In cases where arbitration or mediation are not viable, parties may choose to litigate in a court within the agreed jurisdiction. However, cross-border litigation can be time-consuming, costly, and complex, particularly when enforcing foreign judgments. To simplify the process, specify in the contract the jurisdiction and court that will have authority over disputes.

4. Best Practices for Protecting Your Interests

When entering cross-border contracts, consider these best practices to protect your interests and reduce potential risks:

a) Engage Legal Counsel with Cross-Border Experience

Navigating the complexities of international contracts requires specialized expertise. Engaging legal counsel familiar with cross-border transactions and the laws of both jurisdictions can help you identify potential legal issues, draft clear clauses, and avoid pitfalls.

b) Perform Due Diligence on the Counterparty

Before entering a contract, conduct a thorough due diligence assessment of the other party. Investigate their financial standing, reputation, and compliance history, as well as any legal or regulatory issues that might impact the contract. This ensures that you enter agreements with reliable partners, reducing the likelihood of breaches or disputes.

c) Clarify Force Majeure and Hardship Clauses

Force majeure clauses cover unexpected events (e.g., natural disasters, political unrest) that could impact contractual obligations. Hardship clauses, meanwhile, account for significant economic changes that make contract fulfillment burdensome. Including well-defined force majeure and hardship clauses in cross-border contracts can help protect both parties from unforeseen circumstances beyond their control.
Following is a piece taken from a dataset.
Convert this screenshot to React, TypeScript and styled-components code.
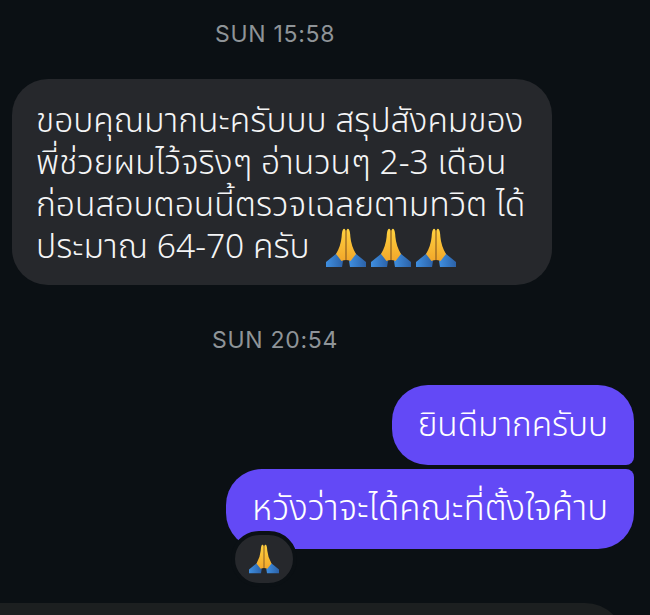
import styled, { createGlobalStyle } from "styled-components";

const GlobalStyle = createGlobalStyle`
  html, body {
    margin: 0;
    padding: 0;
    background: #0b1014;
  }
`;

const Screen = styled.div`
  width: 650px;
  height: 615px;
  overflow: hidden;
  display: flex;
  flex-direction: column;
  background: #0b1014;
  font-family: "Noto Sans", "Noto Sans Thai", Inter, sans-serif;
`;

const TimeLabel = styled.div<{ $top: number; $bottom: number }>`
  flex: none;
  width: 550px;
  margin: ${(p) => p.$top}px 0 ${(p) => p.$bottom}px;
  text-align: center;
  font-family: Inter, "Liberation Sans", sans-serif;
  font-size: 23px;
  line-height: 28px;
  letter-spacing: 0.7px;
  color: #8f9498;
`;

const Incoming = styled.div`
  flex: none;
  margin-left: 12px;
  width: 540px;
  height: 206px;
  box-sizing: border-box;
  padding: 19px 0 0 24px;
  border-radius: 36px;
  background: #26282c;
  color: #f4f5f6;
  font-size: 33.6px;
  font-weight: 300;
  line-height: 42px;
  white-space: nowrap;
`;

const HandsRow = styled.span`
  display: inline-flex;
  gap: 5px;
  margin-left: 16px;
  vertical-align: -9px;
`;

const OutgoingGroup = styled.div`
  flex: none;
  display: flex;
  flex-direction: column;
  align-items: flex-end;
  gap: 4px;
  padding-right: 16px;
`;

const Outgoing = styled.div<{ $first?: boolean }>`
  position: relative;
  height: 80px;
  box-sizing: border-box;
  padding: 0 26px;
  display: flex;
  align-items: center;
  background: #6349f6;
  color: #fff;
  font-size: ${(p) => (p.$first ? "33.4px" : "34.8px")};
  font-weight: 300;
  white-space: nowrap;
  border-radius: ${(p) => (p.$first ? "36px 36px 8px 36px" : "36px 8px 36px 36px")};
`;

const Reaction = styled.div`
  position: absolute;
  left: 5px;
  top: 62px;
  width: 66px;
  height: 56px;
  box-sizing: border-box;
  display: flex;
  align-items: center;
  justify-content: center;
  border: 4px solid #0b1014;
  border-radius: 28px;
  background: #26282c;
`;

const Composer = styled.div`
  flex: none;
  margin-top: 54px;
  width: 625px;
  height: 40px;
  border-radius: 0 40px 0 0;
  background: #1c1f20;
`;

function PrayingHands({ size, id }: { size: number; id: string }) {
  return (
    <svg width={size} height={size * 0.98} viewBox="0 0 40 39">
      <defs>
        <linearGradient id={`${id}-skin`} x1="0" y1="0" x2="0" y2="1">
          <stop offset="0" stopColor="#ffd23f" />
          <stop offset="1" stopColor="#f2a72a" />
        </linearGradient>
        <linearGradient id={`${id}-sleeve`} x1="0" y1="0" x2="1" y2="0">
          <stop offset="0" stopColor="#3f8fe0" />
          <stop offset="1" stopColor="#2c62a8" />
        </linearGradient>
      </defs>
      <path d="M0 39 L0 34 L11 25 L17 33 L16 39 Z" fill={`url(#${id}-sleeve)`} />
      <path d="M40 39 L40 34 L29 25 L23 33 L24 39 Z" fill={`url(#${id}-sleeve)`} />
      <path d="M19.6 32 L19.6 3 Q19 0 17.4 1 Q16 2 15.6 9 Q14.8 18 10 26 L15.5 33 Q18 32 19.6 32 Z" fill={`url(#${id}-skin)`} />
      <path d="M20.4 32 L20.4 3 Q21 0 22.6 1 Q24 2 24.4 9 Q25.2 18 30 26 L24.5 33 Q22 32 20.4 32 Z" fill={`url(#${id}-skin)`} />
      <path d="M20 2 L20 32" stroke="#d98a1e" strokeWidth="0.8" />
    </svg>
  );
}

export default function App() {
  return (
    <>
      <GlobalStyle />
      <Screen>
        <TimeLabel $top={20} $bottom={31}>SUN 15:58</TimeLabel>
        <Incoming>
          ขอบคุณมากนะครับบบ สรุปสังคมของ
          <br />
          พี่ช่วยผมไว้จริงๆ อ่านวนๆ 2-3 เดือน
          <br />
          ก่อนสอบตอนนี้ตรวจเฉลยตามทวิต ได้
          <br />
          ประมาณ 64-70 ครับ
          <HandsRow>
            <PrayingHands size={40} id="a" />
            <PrayingHands size={40} id="b" />
            <PrayingHands size={40} id="c" />
          </HandsRow>
        </Incoming>
        <TimeLabel $top={41} $bottom={31}>SUN 20:54</TimeLabel>
        <OutgoingGroup>
          <Outgoing $first>ยินดีมากครับบ</Outgoing>
          <Outgoing>
            หวังว่าจะได้คณะที่ตั้งใจค้าบ
            <Reaction>
              <PrayingHands size={30} id="d" />
            </Reaction>
          </Outgoing>
        </OutgoingGroup>
        <Composer />
      </Screen>
    </>
  );
}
d) Consider a Letter of Credit for Payment Security

A letter of credit (LC) from a reputable bank can secure payments in international contracts, especially when dealing with new or untested partners. With an LC, the buyer’s bank guarantees payment to the seller once specified conditions are met, ensuring payment security and mitigating risks associated with cross-border transactions.

e) Specify Data Protection and Privacy Obligations

Data privacy laws differ from country to country, with regulations like the GDPR in the EU or the DPDP Act in India imposing strict requirements. If the contract involves handling personal or sensitive data, include clauses that specify each party’s data protection obligations. Clarifying these obligations can help avoid data breaches and ensure compliance with relevant regulations.

5. Challenges in Enforcing Cross-Border Contracts

While cross-border contracts offer opportunities, they also present challenges that can complicate enforcement, such as:

a) Jurisdictional Complexity

Determining which country’s courts have jurisdiction can be challenging, especially if the contract lacks a clear jurisdiction clause. Disputes can lead to parallel proceedings in different countries, complicating enforcement and increasing legal expenses.

b) Language and Cultural Differences

Cultural differences can influence contract interpretation and business expectations. Misunderstandings due to language or cultural norms can lead to disputes, even if both parties acted in good faith. Using clear language and ensuring mutual understanding are essential.

c) Variability in Legal Systems

Countries have different legal systems, contract laws, and dispute resolution practices. Enforcing a contract in one country may be straightforward, but the same contract could be interpreted differently in another. This variability underscores the importance of choosing a governing law that aligns with your interests.


Conclusion

Cross-border contracts are fundamental in international business, but they come with distinct legal and practical challenges. By understanding key legal considerations, defining clear dispute resolution mechanisms, and following best practices, businesses can better protect their interests and reduce risks. Engaging experienced legal counsel, conducting due diligence, and clarifying terms are all essential steps to crafting robust cross-border agreements that are both enforceable and beneficial.

Cross-border contracting, when managed carefully, opens doors to growth opportunities and strategic partnerships, contributing to long-term success in the global marketplace.